Your goal: Make an exact copy of the lines, leaving the pictures out.

Collected material:
··········

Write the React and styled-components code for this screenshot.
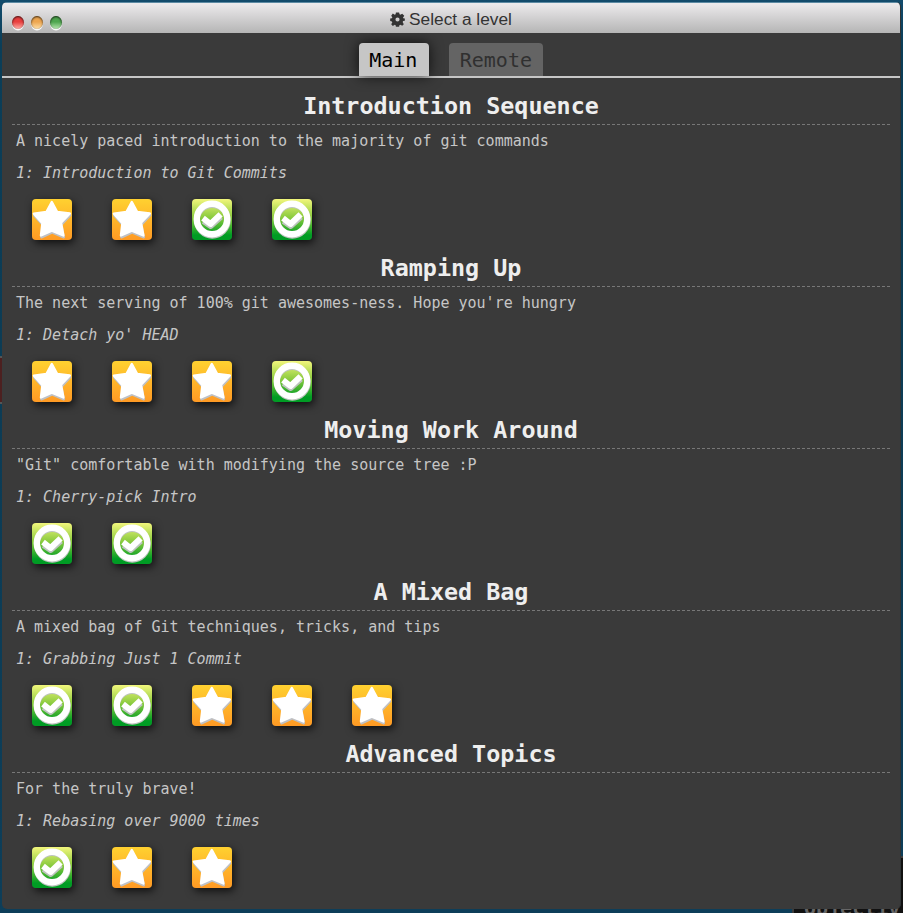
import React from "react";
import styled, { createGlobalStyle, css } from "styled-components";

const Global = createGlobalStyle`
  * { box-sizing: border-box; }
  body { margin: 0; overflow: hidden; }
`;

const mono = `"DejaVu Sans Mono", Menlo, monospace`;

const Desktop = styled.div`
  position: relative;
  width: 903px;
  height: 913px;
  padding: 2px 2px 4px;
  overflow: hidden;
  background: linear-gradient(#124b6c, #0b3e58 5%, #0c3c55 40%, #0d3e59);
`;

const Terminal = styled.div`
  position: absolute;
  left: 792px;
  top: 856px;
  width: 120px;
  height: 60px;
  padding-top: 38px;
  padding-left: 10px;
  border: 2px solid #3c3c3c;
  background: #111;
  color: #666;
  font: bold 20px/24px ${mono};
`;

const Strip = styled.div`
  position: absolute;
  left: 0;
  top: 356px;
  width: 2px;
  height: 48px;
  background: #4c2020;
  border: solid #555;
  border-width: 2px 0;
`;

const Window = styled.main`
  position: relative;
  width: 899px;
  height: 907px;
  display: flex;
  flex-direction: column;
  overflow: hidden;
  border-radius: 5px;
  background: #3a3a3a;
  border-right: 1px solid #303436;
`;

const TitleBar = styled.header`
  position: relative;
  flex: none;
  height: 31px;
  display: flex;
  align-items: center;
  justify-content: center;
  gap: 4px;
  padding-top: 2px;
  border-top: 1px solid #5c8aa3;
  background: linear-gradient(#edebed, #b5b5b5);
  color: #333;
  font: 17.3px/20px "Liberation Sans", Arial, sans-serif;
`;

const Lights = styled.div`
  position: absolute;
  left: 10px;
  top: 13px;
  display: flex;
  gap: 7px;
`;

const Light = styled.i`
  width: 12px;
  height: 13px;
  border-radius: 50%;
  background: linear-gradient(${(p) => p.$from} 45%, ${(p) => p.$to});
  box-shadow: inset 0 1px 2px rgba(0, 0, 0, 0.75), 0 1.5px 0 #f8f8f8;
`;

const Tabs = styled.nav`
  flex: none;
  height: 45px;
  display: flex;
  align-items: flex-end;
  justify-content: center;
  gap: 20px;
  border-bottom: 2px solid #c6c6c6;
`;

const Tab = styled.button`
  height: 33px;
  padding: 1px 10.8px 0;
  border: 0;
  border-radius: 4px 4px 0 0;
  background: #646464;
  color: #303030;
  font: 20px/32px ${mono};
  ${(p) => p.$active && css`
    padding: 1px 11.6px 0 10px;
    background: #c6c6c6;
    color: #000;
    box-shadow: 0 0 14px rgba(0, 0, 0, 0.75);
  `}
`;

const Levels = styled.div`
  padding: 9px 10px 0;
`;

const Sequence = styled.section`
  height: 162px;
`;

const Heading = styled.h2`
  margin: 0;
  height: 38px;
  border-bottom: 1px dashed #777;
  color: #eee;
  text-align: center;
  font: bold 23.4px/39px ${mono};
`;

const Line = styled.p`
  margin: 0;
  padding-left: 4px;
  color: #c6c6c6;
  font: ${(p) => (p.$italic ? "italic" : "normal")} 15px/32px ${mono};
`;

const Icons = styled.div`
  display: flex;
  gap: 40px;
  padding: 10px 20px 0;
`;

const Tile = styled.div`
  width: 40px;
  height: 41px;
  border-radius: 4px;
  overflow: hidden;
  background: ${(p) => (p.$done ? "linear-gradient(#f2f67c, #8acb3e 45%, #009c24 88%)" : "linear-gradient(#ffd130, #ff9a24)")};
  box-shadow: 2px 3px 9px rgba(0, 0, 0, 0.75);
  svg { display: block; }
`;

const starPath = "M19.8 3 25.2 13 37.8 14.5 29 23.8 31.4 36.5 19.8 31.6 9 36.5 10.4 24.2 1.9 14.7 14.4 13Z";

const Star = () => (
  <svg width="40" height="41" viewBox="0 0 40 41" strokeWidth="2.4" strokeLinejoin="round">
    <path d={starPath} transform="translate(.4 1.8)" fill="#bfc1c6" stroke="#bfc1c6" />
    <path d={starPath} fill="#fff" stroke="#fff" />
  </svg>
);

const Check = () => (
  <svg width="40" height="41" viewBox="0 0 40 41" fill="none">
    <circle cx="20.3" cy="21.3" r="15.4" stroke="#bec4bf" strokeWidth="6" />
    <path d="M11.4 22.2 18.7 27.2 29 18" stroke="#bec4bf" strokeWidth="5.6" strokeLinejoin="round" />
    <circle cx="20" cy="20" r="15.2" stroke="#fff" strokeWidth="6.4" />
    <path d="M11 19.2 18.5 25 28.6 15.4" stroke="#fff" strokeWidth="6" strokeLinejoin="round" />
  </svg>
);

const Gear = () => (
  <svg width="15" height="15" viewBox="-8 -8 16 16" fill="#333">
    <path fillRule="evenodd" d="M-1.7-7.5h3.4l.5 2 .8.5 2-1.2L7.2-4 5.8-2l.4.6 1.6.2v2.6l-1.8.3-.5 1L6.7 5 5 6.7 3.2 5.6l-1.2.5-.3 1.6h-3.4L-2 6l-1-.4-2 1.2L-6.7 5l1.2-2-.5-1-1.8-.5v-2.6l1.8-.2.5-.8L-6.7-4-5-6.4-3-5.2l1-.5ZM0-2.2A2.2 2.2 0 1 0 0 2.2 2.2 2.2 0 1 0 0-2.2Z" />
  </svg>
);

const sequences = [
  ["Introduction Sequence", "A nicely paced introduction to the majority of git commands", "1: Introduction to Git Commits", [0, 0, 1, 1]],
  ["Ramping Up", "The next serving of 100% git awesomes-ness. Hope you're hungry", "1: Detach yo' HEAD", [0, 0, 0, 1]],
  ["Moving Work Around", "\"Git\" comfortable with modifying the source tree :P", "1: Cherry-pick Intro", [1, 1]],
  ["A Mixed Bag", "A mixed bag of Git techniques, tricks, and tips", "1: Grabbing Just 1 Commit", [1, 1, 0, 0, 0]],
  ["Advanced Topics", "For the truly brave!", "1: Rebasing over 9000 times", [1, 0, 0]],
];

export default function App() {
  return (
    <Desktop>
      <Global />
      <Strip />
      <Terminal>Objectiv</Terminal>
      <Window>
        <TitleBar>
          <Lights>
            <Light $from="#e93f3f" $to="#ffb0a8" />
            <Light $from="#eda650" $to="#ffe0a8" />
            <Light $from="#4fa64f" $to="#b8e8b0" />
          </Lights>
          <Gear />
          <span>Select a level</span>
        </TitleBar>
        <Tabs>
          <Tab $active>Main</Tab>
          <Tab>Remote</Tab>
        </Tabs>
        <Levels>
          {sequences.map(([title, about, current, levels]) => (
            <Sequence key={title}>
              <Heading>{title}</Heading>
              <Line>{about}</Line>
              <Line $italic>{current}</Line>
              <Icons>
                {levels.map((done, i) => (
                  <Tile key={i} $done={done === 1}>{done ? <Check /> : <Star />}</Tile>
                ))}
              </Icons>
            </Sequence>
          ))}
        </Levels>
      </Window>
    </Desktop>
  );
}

··········

Reply:
Write the React and styled-components code for this screenshot.
import React from "react";
import styled, { createGlobalStyle, css } from "styled-components";

const Global = createGlobalStyle`
  * { box-sizing: border-box; }
  body { margin: 0; overflow: hidden; }
`;

const mono = `"DejaVu Sans Mono", Menlo, monospace`;

const Desktop = styled.div`
  position: relative;
  width: 903px;
  height: 913px;
  padding: 2px 2px 4px;
  overflow: hidden;
  background: linear-gradient(#124b6c, #0b3e58 5%, #0c3c55 40%, #0d3e59);
`;

const Terminal = styled.div`
  position: absolute;
  left: 792px;
  top: 856px;
  width: 120px;
  height: 60px;
  padding-top: 38px;
  padding-left: 10px;
  border: 2px solid #3c3c3c;
  background: #111;
  color: #666;
  font: bold 20px/24px ${mono};
`;

const Strip = styled.div`
  position: absolute;
  left: 0;
  top: 356px;
  width: 2px;
  height: 48px;
  background: #4c2020;
  border: solid #555;
  border-width: 2px 0;
`;

const Window = styled.main`
  position: relative;
  width: 899px;
  height: 907px;
  display: flex;
  flex-direction: column;
  overflow: hidden;
  border-radius: 5px;
  background: #3a3a3a;
  border-right: 1px solid #303436;
`;

const TitleBar = styled.header`
  position: relative;
  flex: none;
  height: 31px;
  display: flex;
  align-items: center;
  justify-content: center;
  gap: 4px;
  padding-top: 2px;
  border-top: 1px solid #5c8aa3;
  background: linear-gradient(#edebed, #b5b5b5);
  color: #333;
  font: 17.3px/20px "Liberation Sans", Arial, sans-serif;
`;

const Lights = styled.div`
  position: absolute;
  left: 10px;
  top: 13px;
  display: flex;
  gap: 7px;
`;

const Light = styled.i`
  width: 12px;
  height: 13px;
  border-radius: 50%;
  background: linear-gradient(${(p) => p.$from} 45%, ${(p) => p.$to});
  box-shadow: inset 0 1px 2px rgba(0, 0, 0, 0.75), 0 1.5px 0 #f8f8f8;
`;

const Tabs = styled.nav`
  flex: none;
  height: 45px;
  display: flex;
  align-items: flex-end;
  justify-content: center;
  gap: 20px;
  border-bottom: 2px solid #c6c6c6;
`;

const Tab = styled.button`
  height: 33px;
  padding: 1px 10.8px 0;
  border: 0;
  border-radius: 4px 4px 0 0;
  background: #646464;
  color: #303030;
  font: 20px/32px ${mono};
  ${(p) => p.$active && css`
    padding: 1px 11.6px 0 10px;
    background: #c6c6c6;
    color: #000;
    box-shadow: 0 0 14px rgba(0, 0, 0, 0.75);
  `}
`;

const Levels = styled.div`
  padding: 9px 10px 0;
`;

const Sequence = styled.section`
  height: 162px;
`;

const Heading = styled.h2`
  margin: 0;
  height: 38px;
  border-bottom: 1px dashed #777;
  color: #eee;
  text-align: center;
  font: bold 23.4px/39px ${mono};
`;

const Line = styled.p`
  margin: 0;
  padding-left: 4px;
  color: #c6c6c6;
  font: ${(p) => (p.$italic ? "italic" : "normal")} 15px/32px ${mono};
`;

const Icons = styled.div`
  display: flex;
  gap: 40px;
  padding: 10px 20px 0;
`;

const Tile = styled.div`
  width: 40px;
  height: 41px;
  border-radius: 4px;
  overflow: hidden;
  background: ${(p) => (p.$done ? "linear-gradient(#f2f67c, #8acb3e 45%, #009c24 88%)" : "linear-gradient(#ffd130, #ff9a24)")};
  box-shadow: 2px 3px 9px rgba(0, 0, 0, 0.75);
  svg { display: block; }
`;

const starPath = "M19.8 3 25.2 13 37.8 14.5 29 23.8 31.4 36.5 19.8 31.6 9 36.5 10.4 24.2 1.9 14.7 14.4 13Z";

const Star = () => (
  <svg width="40" height="41" viewBox="0 0 40 41" strokeWidth="2.4" strokeLinejoin="round">
    <path d={starPath} transform="translate(.4 1.8)" fill="#bfc1c6" stroke="#bfc1c6" />
    <path d={starPath} fill="#fff" stroke="#fff" />
  </svg>
);

const Check = () => (
  <svg width="40" height="41" viewBox="0 0 40 41" fill="none">
    <circle cx="20.3" cy="21.3" r="15.4" stroke="#bec4bf" strokeWidth="6" />
    <path d="M11.4 22.2 18.7 27.2 29 18" stroke="#bec4bf" strokeWidth="5.6" strokeLinejoin="round" />
    <circle cx="20" cy="20" r="15.2" stroke="#fff" strokeWidth="6.4" />
    <path d="M11 19.2 18.5 25 28.6 15.4" stroke="#fff" strokeWidth="6" strokeLinejoin="round" />
  </svg>
);

const Gear = () => (
  <svg width="15" height="15" viewBox="-8 -8 16 16" fill="#333">
    <path fillRule="evenodd" d="M-1.7-7.5h3.4l.5 2 .8.5 2-1.2L7.2-4 5.8-2l.4.6 1.6.2v2.6l-1.8.3-.5 1L6.7 5 5 6.7 3.2 5.6l-1.2.5-.3 1.6h-3.4L-2 6l-1-.4-2 1.2L-6.7 5l1.2-2-.5-1-1.8-.5v-2.6l1.8-.2.5-.8L-6.7-4-5-6.4-3-5.2l1-.5ZM0-2.2A2.2 2.2 0 1 0 0 2.2 2.2 2.2 0 1 0 0-2.2Z" />
  </svg>
);

const sequences = [
  ["Introduction Sequence", "A nicely paced introduction to the majority of git commands", "1: Introduction to Git Commits", [0, 0, 1, 1]],
  ["Ramping Up", "The next serving of 100% git awesomes-ness. Hope you're hungry", "1: Detach yo' HEAD", [0, 0, 0, 1]],
  ["Moving Work Around", "\"Git\" comfortable with modifying the source tree :P", "1: Cherry-pick Intro", [1, 1]],
  ["A Mixed Bag", "A mixed bag of Git techniques, tricks, and tips", "1: Grabbing Just 1 Commit", [1, 1, 0, 0, 0]],
  ["Advanced Topics", "For the truly brave!", "1: Rebasing over 9000 times", [1, 0, 0]],
];

export default function App() {
  return (
    <Desktop>
      <Global />
      <Strip />
      <Terminal>Objectiv</Terminal>
      <Window>
        <TitleBar>
          <Lights>
            <Light $from="#e93f3f" $to="#ffb0a8" />
            <Light $from="#eda650" $to="#ffe0a8" />
            <Light $from="#4fa64f" $to="#b8e8b0" />
          </Lights>
          <Gear />
          <span>Select a level</span>
        </TitleBar>
        <Tabs>
          <Tab $active>Main</Tab>
          <Tab>Remote</Tab>
        </Tabs>
        <Levels>
          {sequences.map(([title, about, current, levels]) => (
            <Sequence key={title}>
              <Heading>{title}</Heading>
              <Line>{about}</Line>
              <Line $italic>{current}</Line>
              <Icons>
                {levels.map((done, i) => (
                  <Tile key={i} $done={done === 1}>{done ? <Check /> : <Star />}</Tile>
                ))}
              </Icons>
            </Sequence>
          ))}
        </Levels>
      </Window>
    </Desktop>
  );
}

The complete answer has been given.